The classic Jewish view is different. Judaism is a multi-generational project. In the Shema we declare the centrality of teaching Torah to our children. 3 The Talmud teaches, “Whoever teaches his son Torah, it is as if he had taught his children and children’s children until the end of all the generations.” 4 Jewish life is not just an effort to realise our values in our own lifetimes, important though that endeavour is. We are each a link in a chain that stretches from Sinai to the end of time. By transmitting our ideals and the life-patterns necessary to realize them onwards, we participate in the task of perfecting the world into the distant future. We are deeply invested in our descendants.
I am not aware of halakhic, legal sources that posit an obligation to conserve nature for the sake of future generations. The rabbis did not envisage a situation where our current rate of consumption could imperil the natural systems for supporting life in the future. But there are beautifulmidrashic, non-legal texts that do address our issue.
The Torah writes, “when you come into the land and plant every tree…” (Leviticus 19:23.) On this, the Midrash comments,
“The Holy One said to Israel, “Even though you find the land full of good things, you shall not say:: Let us settle down and not plant…Just as you came in and found trees that others had planted, so you should plant for your children.”5
The midrash teaches that life is not sustainable unless we invest in long-term projects, such as tree-planting, whose benefits we may not live to see.
This point is deepened by a famous story about Honi the Circle Drawer. Although it is often quoted in Jewish environmental circles, the story’s literary subtlety repays closer study.
First a little background. The story we are about to read is immediately preceded by another well-known tale about Honi, which gave him his name. 6 Honi was renowned for his remarkable powers of prayer. Once, during a severe drought, the people sent to Honi and asked him to pray for rain. Honi drew a circle around himself and vowed not to step out if it until rain came, which it duely did. R. Shimon Ben Shetach, the head of the Sanhedrin had mixed feelings about Honi’s action. Though God clearly loved Honi very much, there was something childish about the impudence of demanding rain from God now. Honi was a great man, R. Shimon acknowledged, but excessively focused on immediate results.
Now to our story:
“All Honi’s days, he was bothered by the verse, “When God will return the captivity of Zion, we will be like dreamers.” 7 He said, “is it possible that one could sleep for seventy years in a single dream?”

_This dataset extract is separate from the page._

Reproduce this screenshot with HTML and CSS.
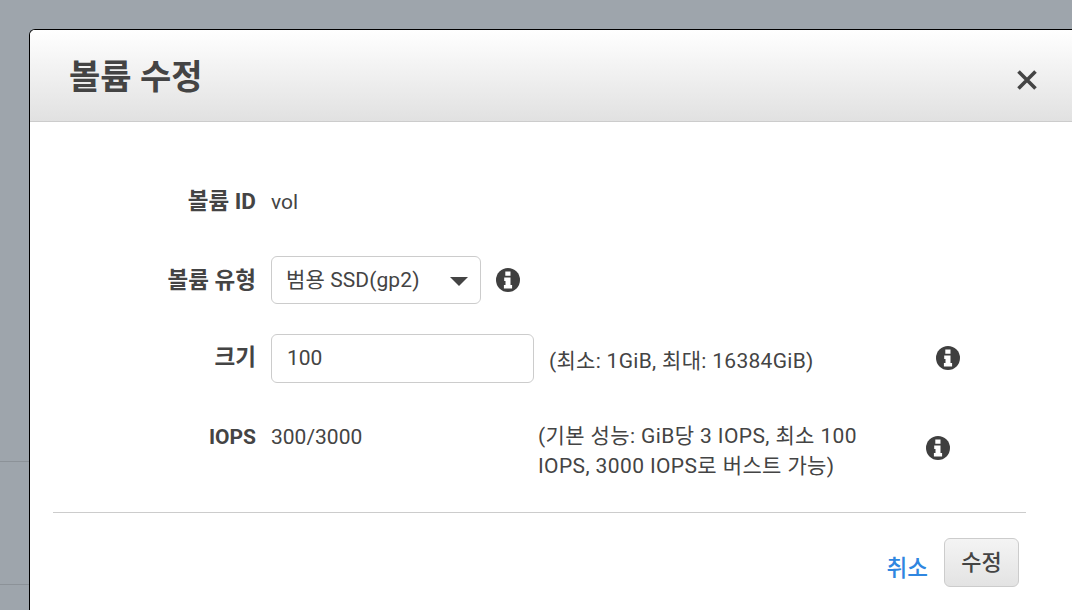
FILE: index.html
```html
<!DOCTYPE html>
<html lang="ko">
<head>
<meta charset="utf-8">
<title>볼륨 수정</title>
<link rel="stylesheet" href="styles.css">
</head>
<body>
<div class="backdrop">
  <div class="bg-row bg-row-first"></div>
  <div class="bg-row bg-row-last"></div>
</div>
<section class="modal">
  <header class="modal-head">
    <h1 class="modal-title">볼륨 수정</h1>
    <svg class="close" width="24" height="24" viewBox="0 0 24 24"><path d="M3.5 3.5 20.5 20.5M20.5 3.5 3.5 20.5" fill="none" stroke="#444" stroke-width="3.6"/></svg>
  </header>
  <div class="modal-body">
    <div class="row row-id">
      <div class="label">볼륨 ID</div>
      <div class="value">vol</div>
    </div>
    <div class="row row-type">
      <div class="label">볼륨 유형</div>
      <div class="select">범용 SSD(gp2)<span class="arrow"></span></div>
      <svg class="info info-type" viewBox="0 0 24 24"><use href="#i"/></svg>
    </div>
    <div class="row row-size">
      <div class="label">크기</div>
      <div class="input">100</div>
      <div class="hint">(최소: 1GiB, 최대: 16384GiB)</div>
      <svg class="info info-size" viewBox="0 0 24 24"><use href="#i"/></svg>
    </div>
    <div class="row row-iops">
      <div class="label label-latin">IOPS</div>
      <div class="value iops-val">300/3000</div>
      <div class="hint-long">(기본 성능: GiB당 3 IOPS, 최소 100 IOPS, 3000 IOPS로 버스트 가능)</div>
      <svg class="info info-iops" viewBox="0 0 24 24"><use href="#i"/></svg>
    </div>
    <div class="footer">
      <a class="cancel">취소</a>
      <button class="submit">수정</button>
    </div>
  </div>
</section>
<svg class="defs" width="0" height="0">
  <symbol id="i" viewBox="0 0 24 24">
    <circle cx="12" cy="12" r="12" fill="#3f3f3f"/>
    <path d="M9.3 3.6h5.2v4.1H9.3zM8.2 9.4h6.3v7.6h1.6v3.6H7.9V17h1.6v-4H8.2z" fill="#fff"/>
  </symbol>
</svg>
</body>
</html>
```
FILE: styles.css
```css
* { box-sizing: border-box; }
html, body { margin: 0; height: 100%; }
body {
  width: 1072px;
  height: 610px;
  overflow: hidden;
  background: #9ea5ac;
  font-family: Roboto, "Noto Sans CJK KR", sans-serif;
  font-size: 21px;
  color: #444;
  position: relative;
}
.backdrop { padding-top: 461px; }
.bg-row { border-top: 1px solid #8c9298; }
.bg-row-first { height: 123px; }
.bg-row-last { height: 26px; }
.defs { position: absolute; }

.modal {
  position: absolute;
  left: 29px;
  top: 29px;
  right: 0;
  bottom: 0;
  background: #fff;
  border-left: 1px solid #000;
  border-top: 1px solid #000;
  border-radius: 6px 0 0 0;
}
.modal-head {
  height: 92px;
  padding: 0 33px 0 39px;
  display: flex;
  align-items: center;
  justify-content: space-between;
  background: linear-gradient(#fff, #e1e1e1);
  border-bottom: 1px solid #ccc;
  border-radius: 5px 0 0 0;
}
.modal-title {
  margin: 2px 0 0;
  font-size: 34px;
  line-height: 40px;
  font-weight: 700;
  color: #444;
}
.close { margin-top: 8px; flex: none; }
.modal-body { width: 996px; margin-left: 23px; }

.row { display: flex; align-items: flex-start; }
.label {
  width: 203px;
  flex: none;
  text-align: right;
  font-size: 22.5px;
  font-weight: 700;
  line-height: 28px;
  color: #444;
}
.label-latin { font-size: 21px; }
.value { margin: 1px 0 0 15px; line-height: 28px; }
.row-id { padding-top: 65px; height: 134px; }
.row-type { height: 78px; align-items: center; padding-bottom: 30px; }
.select {
  position: relative;
  margin-left: 15px;
  width: 210px;
  height: 48px;
  border: 1px solid #ccc;
  border-radius: 6px;
  padding-left: 14px;
  line-height: 46px;
  letter-spacing: .1px;
}
.arrow {
  position: absolute;
  right: 12px;
  top: 20px;
  border-left: 9px solid transparent;
  border-right: 9px solid transparent;
  border-top: 9px solid #444;
}
.info { width: 24px; height: 24px; flex: none; }
.info-type { margin-left: 15px; }
.row-size { height: 90px; }
.row-size .label { margin-top: 9px; }
.input {
  margin-left: 15px;
  width: 263px;
  height: 49px;
  border: 1px solid #ccc;
  border-radius: 6px;
  padding-left: 15px;
  line-height: 46px;
  flex: none;
}
.hint { margin-left: 15px; width: 387px; line-height: 28px; padding-top: 13px; flex: none; letter-spacing: .3px; }
.info-size { margin-top: 12px; }
.row-iops { height: 88px; }
.row-iops .label, .iops-val { margin-top: -1px; }
.iops-val { width: 267px; flex: none; }
.hint-long { width: 335px; line-height: 30px; margin-top: -3px; flex: none; letter-spacing: .39px; }
.info-iops { margin-left: 53px; margin-top: 12px; }
.footer {
  border-top: 1px solid #ccc;
  width: 973px;
  display: flex;
  justify-content: flex-end;
  align-items: center;
  gap: 16px;
  padding: 25px 7px 0 0;
}
.cancel { color: #2f86e0; font-size: 22.5px; font-weight: 500; margin-top: 6px; }
.submit {
  width: 75px;
  height: 49px;
  border: 1px solid #ccc;
  border-radius: 6px;
  background: linear-gradient(#f4f4f4, #e3e3e3);
  font: 500 22px Roboto, "Noto Sans CJK KR", sans-serif;
  color: #444;
  padding: 0 0 6px;
}
```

One day he saw a man planting a carob tree. “How long does it take for that tree to bare fruit”, he asked.
“Seventy years”, the man replied.
“Are you sure you’ll live another seventy years?” asked Honi.
The man replied: “I found a world full of carob trees. Just as my forebears planted trees for me, so I will plant them for my children.”
Honi sat down and ate a sandwich.
(Note the imagery. Having just heard that some fruit trees can take seventy years to grow, Honi takes out some fast food for his lunch.)
Drowsiness overcame him and he fell asleep. An outcrop of rock rose around him. He became hidden from sight and slept for seventy years. When he woke up, he saw what appeared to be the same man picking some fruit from the carob tree.
“Are you the man who planted this tree?
“No, I’m his grandson”, the man replied.
Honi said to him, “it is clear that I have slept for seventy years.”
The environmentalist telling of the story usually ends there. Honi learns the lesson that the necessary nurturing of the natural world sometimes only yields fruit (literally in this case), after we ourselves have left the world. Therefore we must cherish and protect nature for the sake of our children and grandchildren.
This is a fine message as far as it goes. However, to appreciate the depths of the story we must read further:
Honi saw that his donkey had given birth to generations of off-spring. He returned home and asked, “Is the son of Honi the circle drawer still alive. They replied.
“His son is dead, but his grandson is alive.” He said to them:
“I am Honi the circle drawer.” They didn’t believe him. Then he went to the House of Study, where he heard the rabbis saying,
“Our teachings are as clear as they were in the days of Honi the Circle Drawer, for whenever he would come to the House of Study,he would answer all the difficulties that the rabbis had.” Honi said,
“I am he!” They didn’t believe him, and did not accord him due honour.
He became upset, prayed for divine mercy, and died. Rava said, this is an example of the saying: “Either friendship or death.”8 .
What Honi can’t quite grasp is that all of life’s key endeavors, planting trees, having a family, friendship, teaching Torah, raising generations of students; and, the trigger for the whole story, the redemption and return to Zion of the Jewish people, don’t happen all at once. They take time, sometimes longer than a lifetime.
Honi, like us, is master of the now. He desires, and even knows how to bring immediate results. But the most important investments we make in our lives don’t work like that. Certainly, the story teaches us that we must nurture and protect the natural world for our children’s sakes. But more than that, it is telling us that such long term environmental consciousness is necessary for fulfillment in all the most significant areas of life.
It is not just that by taking a longer term view we will save the world for our children. By saving the world for our children, we will loosen our obsession with consuming now and return to an understanding of what really matters.9
1See summary of IPCC 2007 athttp://www.ucsusa.org/global_warming/science/ipcc-highlights2.html
2See:http://www.foeme.org/docs/Factsheet_on_GW_impacts_on_Israel.pdf
3Deuteronomy 6:7.
4Kiddushin, 30a
5Midrash Tanchuma Buber, 7:8.
6Ta’anit 23a.
7Psalms 126:1
8Ta’anit 23a.
9I benefited from learning this gemara with my chavruta Rabbi Josh Weisberg.